Clinton has embraced Obama's failed fiscal policies that call for major tax increases on investors, which would further undermine our economy. She should know better because Bill Clinton, in his second term as president, signed a Republican bill that reduced the capital gains tax, which that led to an explosion in economic growth, new high-tech businesses and higher-paying jobs.

Donald Trump, however, has proposed a sweeping tax reform plan that would simplify the tax code and lower the tax rates on business and individuals. It would immediately stimulate and expand the economy, unlock new business investment and create a wave of new jobs.

He has already made clear that he would work closely with Republican leaders in Congress, especially with Paul Ryan, the speaker of the House, where all tax revenue bills must originate.

That's right, the very same Republicans that he and his followers have branded the "establishment" and whom they want nothing to do with.
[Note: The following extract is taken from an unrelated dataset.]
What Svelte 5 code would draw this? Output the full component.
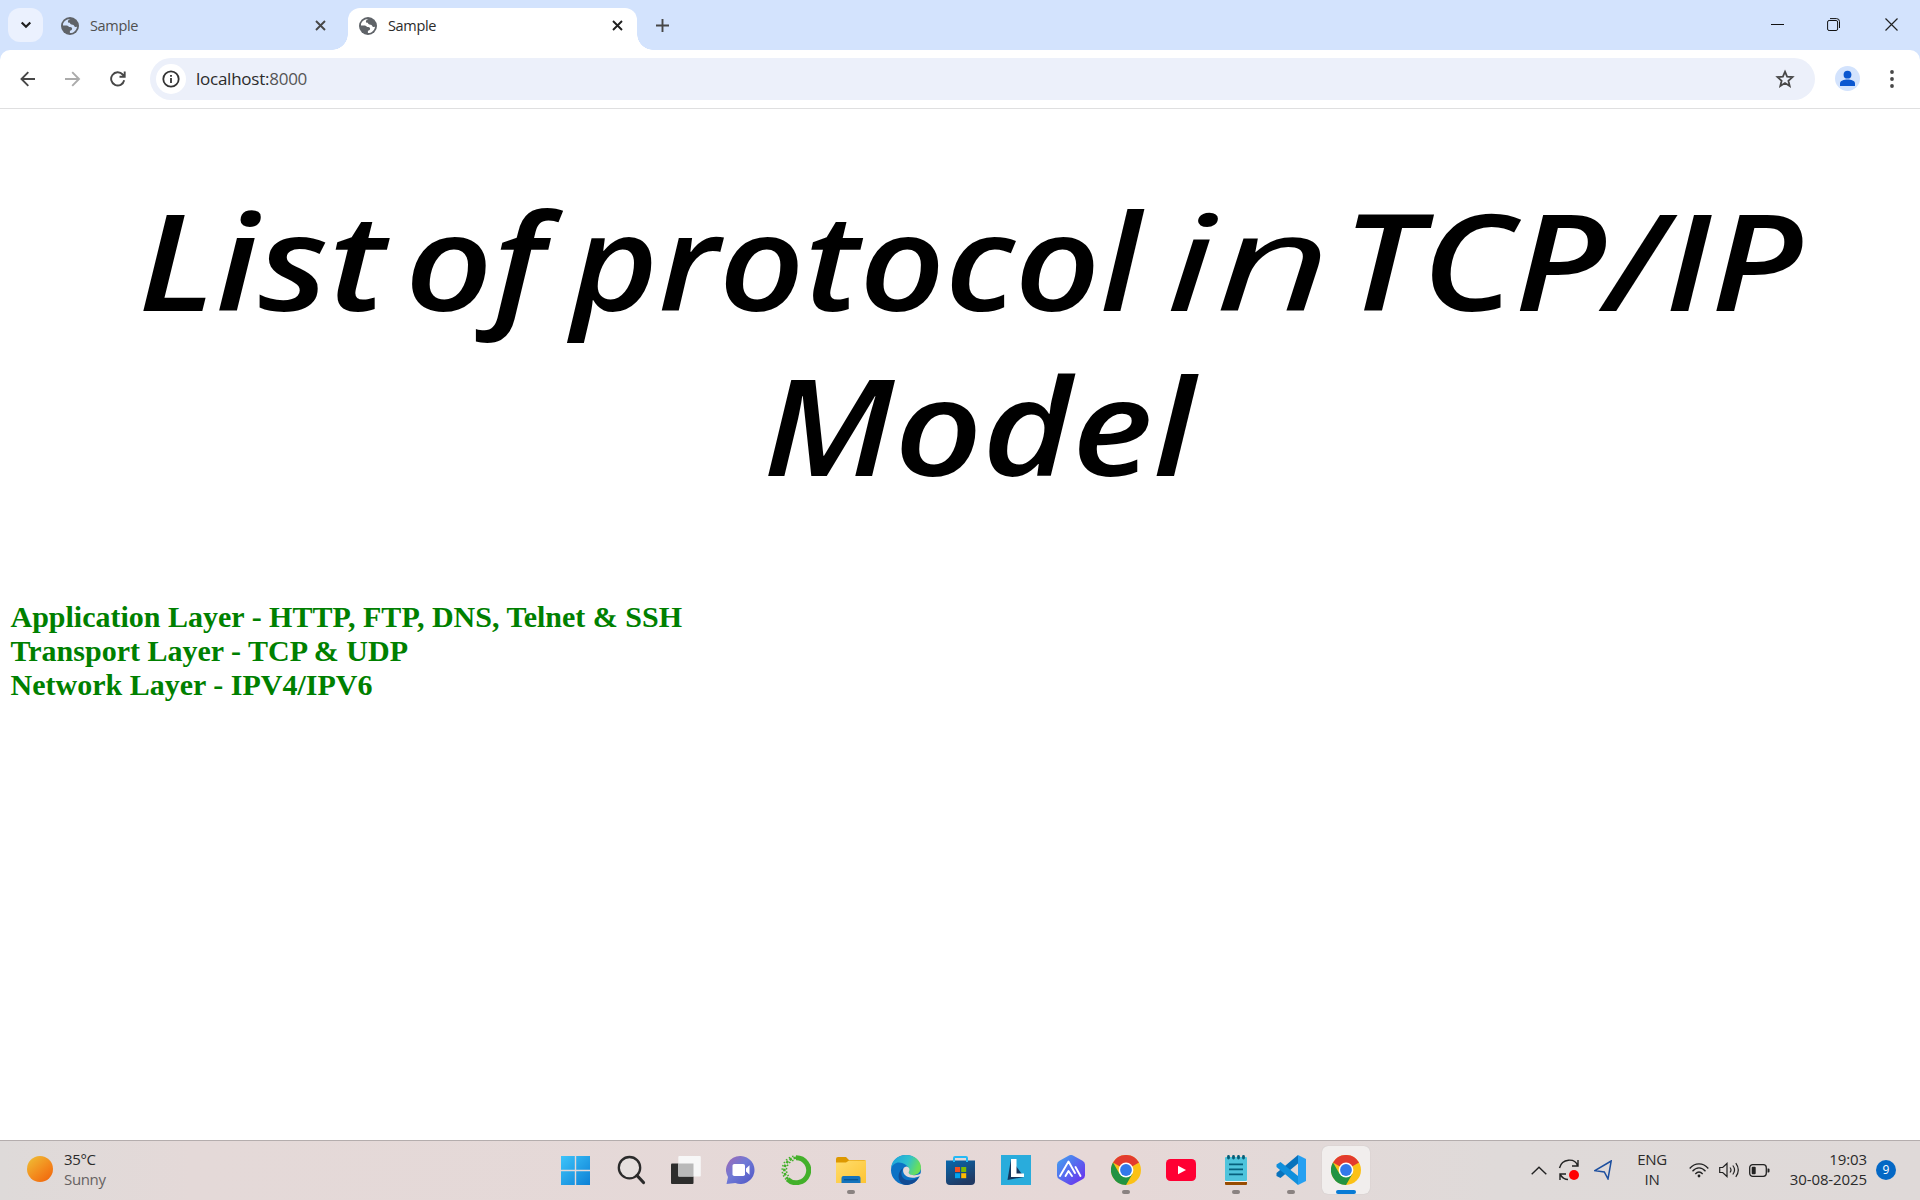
<script>
  const tabs = [
    { title: 'Sample', active: false },
    { title: 'Sample', active: true }
  ];
  const apps = [
    { name: 'start' }, { name: 'search' }, { name: 'taskview' }, { name: 'chat' }, { name: 'ring' },
    { name: 'folder', open: true }, { name: 'edge' }, { name: 'store' }, { name: 'lenovo' }, { name: 'hex' },
    { name: 'chrome', open: true }, { name: 'youtube' }, { name: 'notepad', open: true },
    { name: 'code', open: true }, { name: 'chrome', active: true }
  ];
  const words = [
    { t: 'List', x: 138, y: 202, w: 248 },
    { t: 'of', x: 405, y: 202, w: 140 },
    { t: 'protocol', x: 571, y: 202, w: 570 },
    { t: 'in', x: 1165, y: 202, w: 166, light: true },
    { t: 'TCP/IP', x: 1342, y: 202, w: 460 },
    { t: 'Model', x: 763, y: 367, w: 432 }
  ];
  const layers = [
    'Application Layer - HTTP, FTP, DNS, Telnet & SSH',
    'Transport Layer - TCP & UDP',
    'Network Layer - IPV4/IPV6'
  ];
</script>

<div class="screen">
  <header class="tabstrip">
    <button class="tabsearch" aria-label="Search tabs">
      <svg width="12" height="8" viewBox="0 0 12 8"><path d="M1.7 1.5 6 5.7l4.3-4.2" fill="none" stroke="#1f1f1f" stroke-width="2.2" /></svg>
    </button>
    {#each tabs as tab}
      <div class="tab" class:active={tab.active}>
        <svg class="globe" width="18" height="18" viewBox="0 0 18 18">
          <circle cx="9" cy="9" r="9" fill="#5f6368" />
          <path d="M9.400 1.900C8 2.700 6.900 3.200 6.900 4.500c0 1.300 1 1.400 2 1.300.2 1.600 1.200 1.900 2.700 1.900 1.500 0 1.500 2.200 3 2.300 1 .1 1.400-.5 1.500-1.100-.1 4-3.200 7.200-7.200 7.200v-2.300c1.500-.2 2.300-1 2.200-2.200-.1-1.500-1.600-1.600-2.900-1.700-1-.2-1.200-1.400-2.400-1.400H2C1.800 4.800 5 1.800 9.400 1.900z" fill={tab.active ? '#fff' : '#d3e3fd'} />
          <path d="M3.300 5.300c.8-.8 1.800-1.200 2.700-.9.5 1.300 1.700 2 3 2l.7 1.500c-1.400.5-2.700.2-3.700-.3-1-.3-2.100.1-3.800.2z" fill={tab.active ? '#fff' : '#d3e3fd'} />
        </svg>
        <span>{tab.title}</span>
        <svg class="close" width="11" height="11" viewBox="0 0 11 11"><path d="m1 1 9 9M10 1l-9 9" stroke={tab.active ? '#1f1f1f' : '#474747'} stroke-width="1.9" /></svg>
      </div>
    {/each}
    <svg class="plus" width="13" height="13" viewBox="0 0 13 13"><path d="M6.500 0v13M0 6.500h13" stroke="#474747" stroke-width="1.9" /></svg>
    <div class="window-controls">
      <svg width="13" height="13" viewBox="0 0 13 13"><path d="M0 6.500h13" stroke="#111" /></svg>
      <svg width="13" height="13" viewBox="0 0 13 13" fill="none" stroke="#111"><rect x=".6" y="2.500" width="10" height="10" rx="1.500" /><path d="M3 .6h6.500a3 3 0 0 1 3 3V10" /></svg>
      <svg width="13" height="13" viewBox="0 0 13 13"><path d="m.5.5 12 12M12.500.5l-12 12" stroke="#222" stroke-width="1.200" /></svg>
    </div>
  </header>

  <div class="toolbar-wrap">
    <div class="toolbar">
      <svg class="nav" width="16" height="16" viewBox="0 0 16 16" fill="none" stroke="#474747" stroke-width="1.900"><path d="M15 8H1.800M8.300 1.200 1.500 8l6.800 6.800" /></svg>
      <svg class="nav" width="16" height="16" viewBox="0 0 16 16" fill="none" stroke="#ababab" stroke-width="1.900"><path d="M0 8h13.700M7.200 1.200 14 8l-6.800 6.800" /></svg>
      <svg class="nav" width="16" height="16" viewBox="0 0 16 16" fill="none" stroke="#474747" stroke-width="1.900"><path d="M14.200 9.300A6.600 6.600 0 1 1 12.700 3.500L14.400 5.300M14.700.5v5.200H9.500" /></svg>
      <div class="omnibox">
        <span class="info">
          <svg width="18" height="18" viewBox="0 0 18 18"><circle cx="9" cy="9" r="7.700" fill="none" stroke="#333" stroke-width="1.800" /><path d="M9 8v5M9 5v1.800" stroke="#333" stroke-width="1.800" /></svg>
        </span>
        <span class="url">localhost:<em>8000</em></span>
        <svg class="star" width="20" height="20" viewBox="0 0 20 20"><path d="m10 2.700 2.100 5 5.400.4-4.100 3.600 1.300 5.300-4.700-2.900-4.700 2.900 1.300-5.300-4.100-3.600 5.400-.4z" fill="none" stroke="#474747" stroke-width="1.800" /></svg>
      </div>
      <svg class="profile" width="25" height="25" viewBox="0 0 25 25"><circle cx="12.500" cy="12.500" r="12.500" fill="#d3e3fd" /><circle cx="12.500" cy="8.700" r="3.900" fill="#0b57d0" /><path d="M5 20v-2.500c0-3 4-4 7.500-4s7.500 1 7.500 4V20z" fill="#0b57d0" /></svg>
      <svg class="dots" width="4" height="18" viewBox="0 0 4 18" fill="#474747"><circle cx="2" cy="2" r="1.900" /><circle cx="2" cy="9" r="1.900" /><circle cx="2" cy="16" r="1.900" /></svg>
    </div>
  </div>

  <main>
    <h1>
      <svg width="1920" height="430" viewBox="0 0 1920 430">
        {#each words as word}
          <text class:light={word.light} x={word.x} y={word.y} textLength={word.w} lengthAdjust="spacingAndGlyphs">{word.t}</text>
        {/each}
      </svg>
    </h1>
    <h2>
      {#each layers as layer}
        <span>{layer}</span>
      {/each}
    </h2>
  </main>

  <footer>
    <div class="weather">
      <i></i>
      <div><p>35°C</p><p class="muted">Sunny</p></div>
    </div>
    <nav>
      {#each apps as app}
        <div class="cell">
          <div class="tile" class:current={app.active} class:open={app.open}>
            <svg width="30" height="30" viewBox="0 0 30 30">
              {#if app.name === 'start'}
                <defs><linearGradient id="win" x1="0" y1="0" x2="1" y2="1" gradientUnits="objectBoundingBox"><stop stop-color="#3dc4fa" /><stop offset="1" stop-color="#0d80d5" /></linearGradient></defs>
                <path d="M0 1h13.800v13.800H0zM15.200 1H29v13.800H15.200zM0 16.200h13.800V30H0zM15.200 16.200H29V30H15.200z" fill="url(#win)" />
              {:else if app.name === 'search'}
                <circle cx="13.500" cy="12.700" r="10.700" fill="#e6e0df" stroke="#2b2b2b" stroke-width="2.300" /><path d="m21 20.500 6.500 7" stroke="#2b2b2b" stroke-width="3.200" stroke-linecap="round" />
              {:else if app.name === 'taskview'}
                <rect x="0" y="8.500" width="22.500" height="20.500" rx="1" fill="#2d2d2c" /><rect x="7.300" y="1" width="22.500" height="20.500" rx="1" fill="#f7f7f7" /><path d="M7.300 8.500h15.200v13H7.300z" fill="#b9b9b9" />
              {:else if app.name === 'chat'}
                <defs><linearGradient id="chat" x1="0" y1="0" x2="1" y2="1"><stop stop-color="#a168b3" /><stop offset=".45" stop-color="#6f7ad6" /><stop offset="1" stop-color="#4f55c5" /></linearGradient></defs>
                <path d="M14.800 1a14 14 0 1 1-5.500 27L.5 29 2 22A14 14 0 0 1 14.800 1z" fill="url(#chat)" /><rect x="6.500" y="9" width="12.500" height="12" rx="1.800" fill="#fff" /><path d="m20 13.500 3.500-3.300v9.600l-3.500-3.300z" fill="#fff" />
              {:else if app.name === 'ring'}
                <path d="M15 2.700a12.500 12.500 0 1 1-8.500 21.500" fill="none" stroke="#43b02a" stroke-width="5" /><path d="M7 24A12.500 12.500 0 0 1 15 2.700" fill="none" stroke="#43b02a" stroke-width="2.500" stroke-dasharray="2.500 1.800" /><path d="M5 24.500A14 14 0 0 1 14 1M7.500 21A10 10 0 0 1 14 5" fill="none" stroke="#43b02a" stroke-width="1.500" stroke-dasharray="1.500 2" />
              {:else if app.name === 'folder'}
                <defs><linearGradient id="fold" x1="0" y1="0" x2="1" y2="1"><stop stop-color="#ffdc6c" /><stop offset="1" stop-color="#fdc433" /></linearGradient></defs>
                <path d="M0 4a2 2 0 0 1 2-2h8l3 3h15a2 2 0 0 1 2 2v3H0z" fill="#dd9800" /><path d="M0 7.500h10l3-2h17V28H0z" fill="url(#fold)" /><path d="M5.500 28v-5a2 2 0 0 1 2-2h15a2 2 0 0 1 2 2v5z" fill="#1473bd" /><path d="M8 24.700h14" stroke="#075592" stroke-width="1.300" />
              {:else if app.name === 'edge'}
                <defs><linearGradient id="edge" x1="0" y1="0" x2="1" y2=".3"><stop stop-color="#1ba0df" /><stop offset=".6" stop-color="#2fc1cd" /><stop offset="1" stop-color="#69df5b" /></linearGradient></defs>
                <circle cx="15" cy="15" r="15" fill="#0c72c5" /><path d="M0 13C1 5 7 0 15 0c9 0 15 6 15 12.500 0 5-4 7.500-8 7.500-4 0-6-1.200-4.500-3C19 15 17 8 8 7.500 4 7.500 1.500 10 0 13z" fill="url(#edge)" /><path d="M12.500 13C8 18 10.500 27 21 25c3-.5 5-1.700 7-3C25 28 20 30 15 30 6.500 29 5 17 12.500 13z" fill="#114b94" /><path d="M15.500 11.500c-4 .5-4.300 5-2 8 3.500 4 10 4.200 15.500 1.500l2-.5v-3c-3 2.500-6 3-9.500 2.500-3-.5-4.500-1.500-3.500-3.500 1-2 .5-4.500-2.500-5z" fill="#e6d9d9" />
              {:else if app.name === 'store'}
                <defs><linearGradient id="store" x1="0" y1="0" x2=".5" y2="1"><stop stop-color="#0868ad" /><stop offset="1" stop-color="#203963" /></linearGradient></defs>
                <path d="M0 5.500h29V26a4 4 0 0 1-4 4H4a4 4 0 0 1-4-4z" fill="url(#store)" /><path d="M8 7V3a1 1 0 0 1 1-1h11a1 1 0 0 1 1 1v4" fill="none" stroke="#25b9f5" stroke-width="2" /><path d="M9 12h5v5H9z" fill="#f25022" /><path d="M15.200 12h5v5h-5z" fill="#7fba00" /><path d="M9 18.200h5v5H9z" fill="#00a4ef" /><path d="M15.200 18.200h5v5h-5z" fill="#ffb900" />
              {:else if app.name === 'lenovo'}
                <path d="M0 0h30v30H0z" fill="#29acdc" /><path d="m10 4-3.500 21L23 22z" fill="#14365e" /><path d="M10 4h5.500v14.500H23V22H10z" fill="#fff" />
              {:else if app.name === 'hex'}
                <defs><linearGradient id="hex" x1="0" y1="0" x2="1" y2="1"><stop stop-color="#41a6ef" /><stop offset="1" stop-color="#6e28ee" /></linearGradient></defs>
                <path d="M12.500.7a5 5 0 0 1 5 0l9 5A4.500 4.500 0 0 1 29 9.500v11a4.500 4.500 0 0 1-2.500 3.800l-9 5a5 5 0 0 1-5 0l-9-5A4.500 4.500 0 0 1 1 20.500v-11a4.500 4.500 0 0 1 2.500-3.800z" fill="url(#hex)" /><path d="m4 21 8.500-14.500L19 18M9.500 21l3-5 3.500 5M19.500 12l5 9" fill="none" stroke="#fff" stroke-width="1.900" stroke-linecap="round" stroke-linejoin="round" />
              {:else if app.name === 'chrome'}
                <circle cx="15" cy="15" r="15" fill="#fbc116" /><path d="M15 15 2 7.500A15 15 0 0 1 28 7.500z" fill="#e33b2e" /><path d="M2 7.500A15 15 0 0 0 15 30l6.500-11.200L15 15 8.500 18.800z" fill="#229342" /><circle cx="15" cy="15" r="7.400" fill="#fff" /><circle cx="15" cy="15" r="5.900" fill="#3279ea" />
              {:else if app.name === 'youtube'}
                <rect y="4" width="30" height="22" rx="4.500" fill="#ff0033" /><path d="m12 10.800 8 4.200-8 4.200z" fill="#fff" />
              {:else if app.name === 'notepad'}
                <rect x="4" y="25" width="22" height="5" rx="1" fill="#984c00" /><path d="M4 25h22v2H4z" fill="#f8f3ee" /><rect x="4" y="2" width="22" height="24" rx="1" fill="#4fc4dc" /><path d="M8 9.300h14M8 14.300h14M8 19.300h14" stroke="#07607d" stroke-width="1.800" /><path d="M7.500 1.500v1.500M12.500 1.500v1.500M17.500 1.500v1.500M22.500 1.500v1.500" stroke="#075d76" stroke-width="2.800" stroke-linecap="round" />
              {:else}
                <path d="M22 0v8.500L4.500 23 .5 21v-3z" fill="#0872bc" /><path d="M.5 9.500 4.500 7 22 21v9L.5 12z" fill="#108fdc" /><path d="m22 0 8 4v22l-8 4z" fill="#26a0f1" />
              {/if}
            </svg>
            <b class="mark"></b>
          </div>
        </div>
      {/each}
    </nav>
    <div class="tray">
      <svg width="16" height="9" viewBox="0 0 16 9"><path d="m.7 8.300 7.300-7 7.300 7" fill="none" stroke="#222" stroke-width="1.400" /></svg>
      <svg class="sync" width="22" height="22" viewBox="0 0 22 22" fill="none" stroke="#222" stroke-width="1.400"><path d="M1.500 9C4-1 17-1 19.500 6.500M20 1v6h-6M2 21v-6h6M2.500 16c2 3 4 4.500 7.500 4.500" /><circle cx="16" cy="16" r="5" fill="#f00" stroke="none" /></svg>
      <svg class="locate" width="18" height="20" viewBox="0 0 18 20"><path d="M17.200 1 .9 10.700l9.400 1.200 3.700 7z" fill="none" stroke="#1c4f9f" stroke-width="1.500" /></svg>
      <div class="lang">ENG<br />IN</div>
      <svg class="wifi" width="20" height="15" viewBox="0 0 20 15" fill="none" stroke="#222" stroke-width="1.300"><path d="M.7 5.500c5.200-6.300 13.400-6.300 18.600 0M3.500 8.300c4-4.600 9-4.600 13 0M6.300 11c2.500-2.700 4.900-2.700 7.400 0" /><circle cx="10" cy="13" r="1.400" fill="#222" stroke="none" /></svg>
      <svg class="sound" width="21" height="16" viewBox="0 0 21 16" fill="none" stroke="#222" stroke-width="1.200"><path d="M.7 5.500h3L8 1.500v13l-4.300-4h-3zM11 5.500q2 2.500 0 5M13.800 3.500q3.500 4.500 0 9M16.800 1.200q5 6.800 0 13.600" /></svg>
      <svg class="battery" width="21" height="13" viewBox="0 0 21 13"><rect x=".7" y=".7" width="16.600" height="11.600" rx="3" fill="none" stroke="#222" stroke-width="1.300" /><rect x="2.700" y="2.800" width="4" height="7.500" rx="1" fill="#222" /><path d="M18.500 4.500h1a1 1 0 0 1 1 1v2a1 1 0 0 1-1 1h-1z" fill="#222" /></svg>
      <div class="clock">19:03<br />30-08-2025</div>
      <div class="badge">9</div>
    </div>
  </footer>
</div>

<style>
  :global(body) { margin: 0; overflow: hidden; }
  .screen { width: 1920px; height: 1200px; display: flex; flex-direction: column; background: #fff; font-family: 'Open Sans', 'Noto Sans', sans-serif; font-size: 15px; overflow: hidden; }
  svg { display: block; flex: none; }
  .tabstrip { height: 50px; background: #d3e3fd; display: flex; align-items: flex-start; flex: none; box-sizing: border-box; padding: 8px 0 0 8px; }
  .tabsearch { width: 35px; height: 34px; border: 0; padding: 0; border-radius: 12px; background: #ebf1fe; display: grid; place-items: center; }
  .tab { height: 42px; width: 289px; box-sizing: border-box; padding: 0 14px 7px 11px; display: flex; align-items: center; color: #505050; position: relative; margin-left: 7px; font-size: 14.500px; letter-spacing: -.35px; }
  .tab span { margin-left: 11px; }
  .tab .close { margin-left: auto; }
  .tab:not(.active) { width: 291px; padding-right: 15px; }
  .tab.active { color: #2b2b2b; background: #fff; border-radius: 12px 12px 0 0; }
  .tab.active::before, .tab.active::after { content: ''; position: absolute; bottom: 0; width: 16px; height: 16px; }
  .tab.active::before { left: -16px; background: radial-gradient(circle at 0 0, transparent 15.500px, #fff 16px); }
  .tab.active::after { right: -16px; background: radial-gradient(circle at 100% 0, transparent 15.500px, #fff 16px); }
  .plus { margin: 11px 0 0 19px; }
  .window-controls { margin-left: auto; display: flex; gap: 44px; padding: 10px 22px 0 0; }
  .window-controls svg:nth-child(2) { margin: 0 1px 0 -1px; }
  .toolbar-wrap { background: #d3e3fd; flex: none; }
  .toolbar { height: 59px; box-sizing: border-box; border-bottom: 1px solid #dfdfe0; border-radius: 10px 10px 0 0; background: #fff; display: flex; align-items: center; padding: 0 26px 1px 20px; }
  .nav { margin-right: 29px; }
  .omnibox { width: 1665px; height: 42px; border-radius: 21px; background: #ecf0fa; display: flex; align-items: center; box-sizing: border-box; padding: 0 20px 0 6px; margin-left: -5px; }
  .info { width: 30px; height: 30px; background: #fff; border-radius: 50%; display: grid; place-items: center; }
  .url { margin-left: 10px; font-size: 17px; letter-spacing: -.25px; color: #2b2b2b; }
  .url em { font-style: normal; color: #555; }
  .star { margin-left: auto; }
  .profile { margin-left: 20px; }
  .dots { margin-left: auto; }
  main { height: 1031px; flex: none; overflow: hidden; }
  h1 { margin: 0; height: 491px; }
  h1 text { font: italic 600 134px 'Open Sans', sans-serif; fill: #000; }
  h1 text.light { font-weight: 400; }
  h2 { margin: 0; padding-left: 10.500px; font: bold 30px/34px 'Liberation Serif', serif; color: #008000; display: flex; flex-direction: column; }
  footer { flex: 1; box-sizing: border-box; border-top: 1px solid #b4adad; background: linear-gradient(90deg, #dedad9, #e4d9d8 10%, #e6d8d7 58%, #dfdad9 78%, #dfd9d8); display: flex; align-items: flex-start; color: #2b2b2b; }
  .weather { width: 548px; display: flex; box-sizing: border-box; padding: 8px 0 0 27px; line-height: 20px; }
  .weather i { width: 26px; height: 26px; margin: 7px 11px 0 0; border-radius: 50%; background: linear-gradient(140deg, #efb832 10%, #f38a1d 55%, #f16008); }
  .weather p { margin: 0; letter-spacing: -.35px; }
  .weather .muted { color: #666262; }
  nav { display: flex; padding-top: 5px; }
  .cell { width: 55px; display: grid; place-items: center; }
  .tile { width: 48px; height: 48px; border-radius: 6px; display: flex; flex-direction: column; align-items: center; box-sizing: border-box; padding-top: 9px; }
  .tile.current { background: #f1eeed; box-shadow: 0 0 1px #bbb; }
  .mark { margin-top: 5px; height: 4px; border-radius: 2px; }
  .open .mark { width: 8px; background: #8a8281; }
  .current .mark { width: 20px; background: #087bd5; }
  .tray { display: flex; align-items: center; height: 58px; margin-left: 158px; line-height: 20px; }
  .sync { margin-left: 11px; }
  .locate { margin-left: 14px; }
  .lang { width: 40px; margin-left: 20px; text-align: center; letter-spacing: -.3px; padding-bottom: 2px; }
  .wifi { margin-left: 17px; }
  .sound { margin-left: 10px; }
  .battery { margin-left: 9px; }
  .clock { width: 90px; margin-left: 7px; text-align: right; letter-spacing: -.1px; padding-bottom: 2px; }
  .badge { width: 20px; height: 20px; border-radius: 50%; background: #0468c5; color: #fff; font-size: 12px; text-align: center; margin-left: 9px; line-height: 20px; }
</style>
But the House GOP reform plan's tax rates are not much different than Trump's, calling for three tax brackets of 12 percent, 25 percent and 33 percent.

Trump wants a 15 percent corporate tax rate. Ryan's is set at 20 percent. But Trump's tax cut plan excludes a critical ingredient: broadening the tax base by getting rid of corporate welfare and other preferential tax exemptions to make the reform plan revenue neutral. Ryan's plan does that.

That means making compromises, something Trump is willing to do, but don't tell that to his supporters.

All of this, of course, is in the realm of political conjecture. The bombastic real estate mogul has so many crippling negatives of his own making that a Trump presidency still remains the longest of long-shots.